Short exercise :: Starting with the first line below, extract each line through the one that contains "['X-Small', 'Small', 'Medium', 'Large', 'X-Large'];", inclusive, excluding pictures.

[Records with interface code]
┌──

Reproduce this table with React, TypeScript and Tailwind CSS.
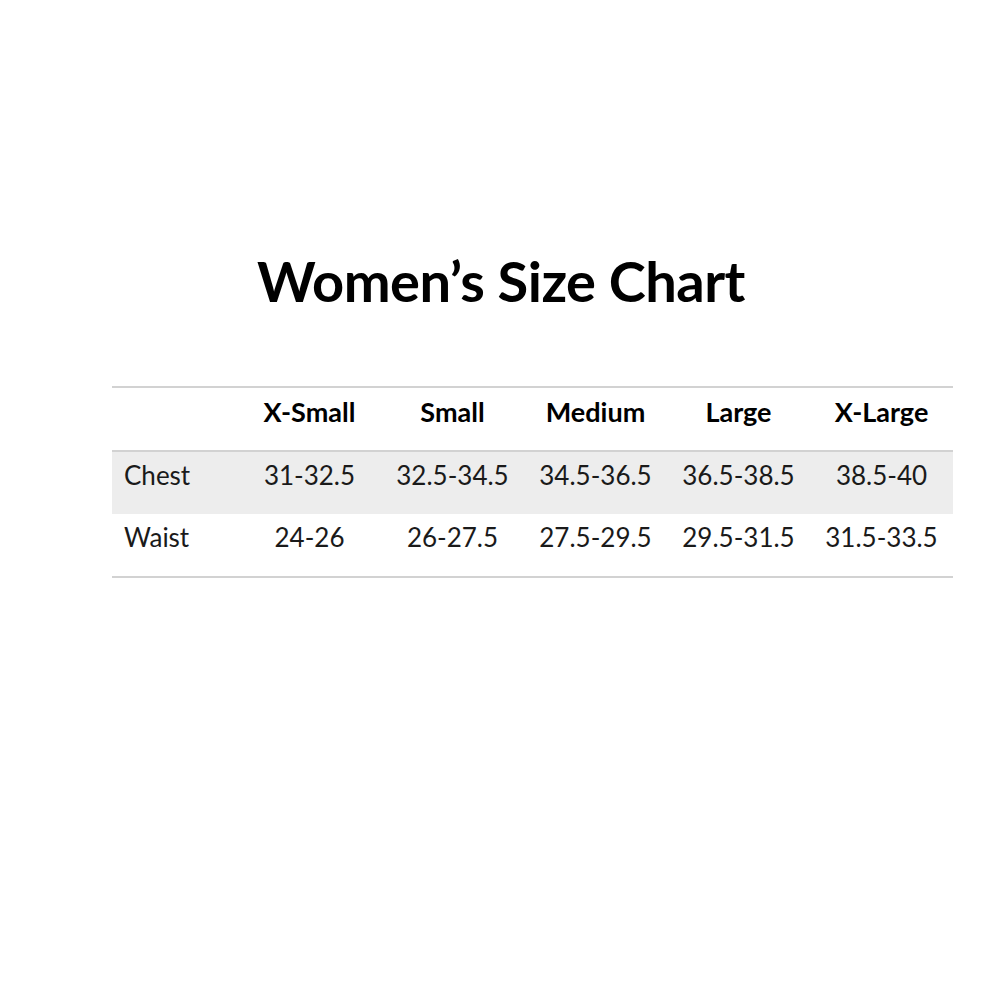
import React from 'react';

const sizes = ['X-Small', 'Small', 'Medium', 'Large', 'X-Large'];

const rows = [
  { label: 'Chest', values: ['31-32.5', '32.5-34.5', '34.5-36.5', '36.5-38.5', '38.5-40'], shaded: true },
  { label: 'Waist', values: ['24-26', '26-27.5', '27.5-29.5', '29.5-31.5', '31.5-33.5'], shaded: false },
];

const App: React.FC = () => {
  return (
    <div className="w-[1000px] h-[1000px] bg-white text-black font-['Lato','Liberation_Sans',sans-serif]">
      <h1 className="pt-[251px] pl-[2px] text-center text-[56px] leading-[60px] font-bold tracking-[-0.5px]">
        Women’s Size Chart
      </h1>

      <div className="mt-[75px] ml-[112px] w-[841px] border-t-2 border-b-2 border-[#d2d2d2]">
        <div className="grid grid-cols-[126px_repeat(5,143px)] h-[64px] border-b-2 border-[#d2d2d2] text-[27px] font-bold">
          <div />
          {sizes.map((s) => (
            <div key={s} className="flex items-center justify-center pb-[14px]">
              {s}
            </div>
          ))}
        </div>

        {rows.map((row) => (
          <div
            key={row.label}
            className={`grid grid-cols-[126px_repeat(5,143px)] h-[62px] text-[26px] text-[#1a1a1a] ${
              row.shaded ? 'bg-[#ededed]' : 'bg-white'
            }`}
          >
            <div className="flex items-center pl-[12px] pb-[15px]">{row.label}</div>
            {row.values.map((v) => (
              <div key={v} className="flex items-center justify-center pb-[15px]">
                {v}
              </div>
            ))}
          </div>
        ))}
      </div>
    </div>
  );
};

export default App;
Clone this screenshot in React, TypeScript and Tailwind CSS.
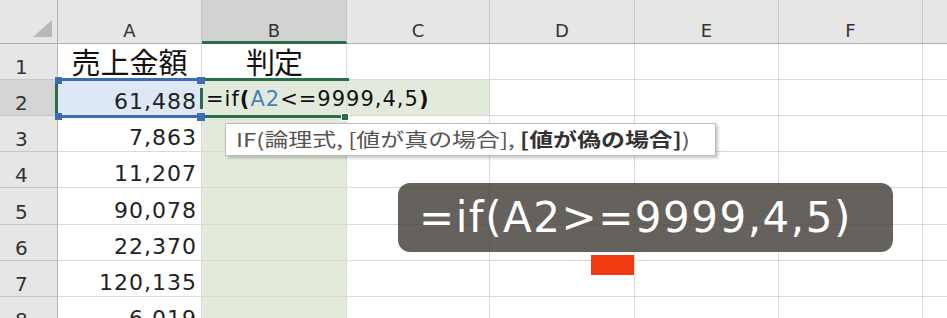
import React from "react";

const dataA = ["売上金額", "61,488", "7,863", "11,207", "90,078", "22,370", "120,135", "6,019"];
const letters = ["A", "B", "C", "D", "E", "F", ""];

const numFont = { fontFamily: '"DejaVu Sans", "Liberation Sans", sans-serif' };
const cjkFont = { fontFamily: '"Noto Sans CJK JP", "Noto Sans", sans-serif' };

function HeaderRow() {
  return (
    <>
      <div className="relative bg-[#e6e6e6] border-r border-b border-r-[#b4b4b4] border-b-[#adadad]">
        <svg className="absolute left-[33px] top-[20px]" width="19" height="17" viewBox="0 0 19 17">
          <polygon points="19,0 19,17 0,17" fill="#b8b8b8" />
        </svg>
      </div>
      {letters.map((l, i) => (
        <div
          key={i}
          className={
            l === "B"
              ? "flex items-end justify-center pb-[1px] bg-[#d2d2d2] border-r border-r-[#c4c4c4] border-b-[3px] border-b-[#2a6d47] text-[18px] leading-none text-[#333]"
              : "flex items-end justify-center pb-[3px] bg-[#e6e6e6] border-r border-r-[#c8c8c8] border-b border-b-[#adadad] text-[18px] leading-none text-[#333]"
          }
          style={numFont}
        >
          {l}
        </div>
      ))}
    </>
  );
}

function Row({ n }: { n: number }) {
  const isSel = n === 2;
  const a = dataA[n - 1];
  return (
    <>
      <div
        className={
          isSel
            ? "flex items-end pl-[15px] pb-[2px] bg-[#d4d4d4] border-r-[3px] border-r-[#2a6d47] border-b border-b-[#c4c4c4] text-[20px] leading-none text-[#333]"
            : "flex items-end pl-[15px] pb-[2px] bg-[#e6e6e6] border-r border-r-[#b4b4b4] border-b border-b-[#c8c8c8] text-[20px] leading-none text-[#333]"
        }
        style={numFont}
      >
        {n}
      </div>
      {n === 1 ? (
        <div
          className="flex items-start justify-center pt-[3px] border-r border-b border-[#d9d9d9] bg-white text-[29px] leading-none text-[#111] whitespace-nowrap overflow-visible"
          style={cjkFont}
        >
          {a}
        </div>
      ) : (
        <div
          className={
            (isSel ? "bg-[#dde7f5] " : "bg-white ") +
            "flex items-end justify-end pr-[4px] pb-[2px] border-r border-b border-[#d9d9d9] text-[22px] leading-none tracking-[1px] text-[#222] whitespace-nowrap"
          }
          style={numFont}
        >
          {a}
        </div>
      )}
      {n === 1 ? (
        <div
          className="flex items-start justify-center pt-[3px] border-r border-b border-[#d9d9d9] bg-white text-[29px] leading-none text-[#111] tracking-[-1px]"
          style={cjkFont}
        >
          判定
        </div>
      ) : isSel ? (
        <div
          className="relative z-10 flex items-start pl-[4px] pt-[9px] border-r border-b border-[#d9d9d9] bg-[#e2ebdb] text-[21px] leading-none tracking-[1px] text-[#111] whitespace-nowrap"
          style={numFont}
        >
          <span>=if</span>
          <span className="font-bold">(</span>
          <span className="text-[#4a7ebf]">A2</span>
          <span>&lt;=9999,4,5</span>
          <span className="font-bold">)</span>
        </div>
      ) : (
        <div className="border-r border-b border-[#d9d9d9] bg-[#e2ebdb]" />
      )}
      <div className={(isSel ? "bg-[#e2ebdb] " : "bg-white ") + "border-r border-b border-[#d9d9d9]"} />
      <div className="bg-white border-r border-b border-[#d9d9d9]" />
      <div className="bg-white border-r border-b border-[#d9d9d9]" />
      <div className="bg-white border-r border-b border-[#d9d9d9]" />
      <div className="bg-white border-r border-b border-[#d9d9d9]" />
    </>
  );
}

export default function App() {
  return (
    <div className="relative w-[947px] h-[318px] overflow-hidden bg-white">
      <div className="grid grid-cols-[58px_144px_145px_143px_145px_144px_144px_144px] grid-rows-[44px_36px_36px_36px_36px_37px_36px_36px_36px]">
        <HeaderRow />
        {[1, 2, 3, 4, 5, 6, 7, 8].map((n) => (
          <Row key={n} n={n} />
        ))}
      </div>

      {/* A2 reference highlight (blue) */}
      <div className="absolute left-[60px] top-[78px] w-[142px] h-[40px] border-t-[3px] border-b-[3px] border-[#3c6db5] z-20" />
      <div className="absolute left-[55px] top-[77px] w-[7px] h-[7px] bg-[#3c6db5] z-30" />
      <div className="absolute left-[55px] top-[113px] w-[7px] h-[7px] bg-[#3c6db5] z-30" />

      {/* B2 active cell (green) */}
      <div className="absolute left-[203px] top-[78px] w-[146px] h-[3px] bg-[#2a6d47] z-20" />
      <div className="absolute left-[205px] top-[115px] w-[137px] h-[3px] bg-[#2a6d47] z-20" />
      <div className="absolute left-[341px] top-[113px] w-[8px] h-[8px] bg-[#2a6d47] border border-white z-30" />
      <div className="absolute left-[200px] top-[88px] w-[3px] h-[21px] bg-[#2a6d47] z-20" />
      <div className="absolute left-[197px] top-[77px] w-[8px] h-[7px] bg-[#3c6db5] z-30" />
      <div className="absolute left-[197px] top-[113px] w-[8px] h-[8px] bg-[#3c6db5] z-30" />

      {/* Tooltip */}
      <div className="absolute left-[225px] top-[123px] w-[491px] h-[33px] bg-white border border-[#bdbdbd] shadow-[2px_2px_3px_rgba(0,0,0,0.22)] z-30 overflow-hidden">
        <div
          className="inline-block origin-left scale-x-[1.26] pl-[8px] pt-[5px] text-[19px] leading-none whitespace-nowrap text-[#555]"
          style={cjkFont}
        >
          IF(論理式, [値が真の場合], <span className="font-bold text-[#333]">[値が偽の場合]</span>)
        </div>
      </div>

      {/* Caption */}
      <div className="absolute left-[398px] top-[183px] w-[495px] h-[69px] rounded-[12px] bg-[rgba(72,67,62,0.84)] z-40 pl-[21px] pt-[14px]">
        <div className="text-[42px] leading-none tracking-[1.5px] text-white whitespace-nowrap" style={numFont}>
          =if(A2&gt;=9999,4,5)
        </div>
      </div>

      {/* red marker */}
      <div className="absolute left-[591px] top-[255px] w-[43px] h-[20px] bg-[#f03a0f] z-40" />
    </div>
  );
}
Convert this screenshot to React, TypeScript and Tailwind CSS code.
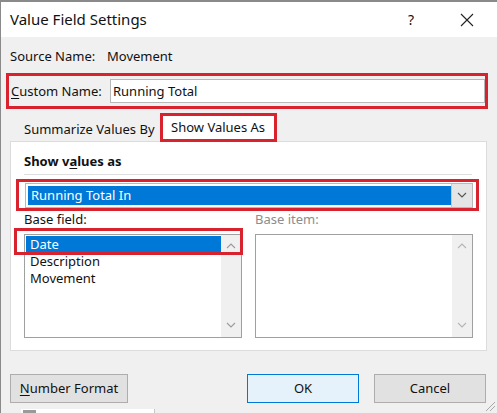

└──

The output ::
Reproduce this table with React, TypeScript and Tailwind CSS.
import React from 'react';

const sizes = ['X-Small', 'Small', 'Medium', 'Large', 'X-Large'];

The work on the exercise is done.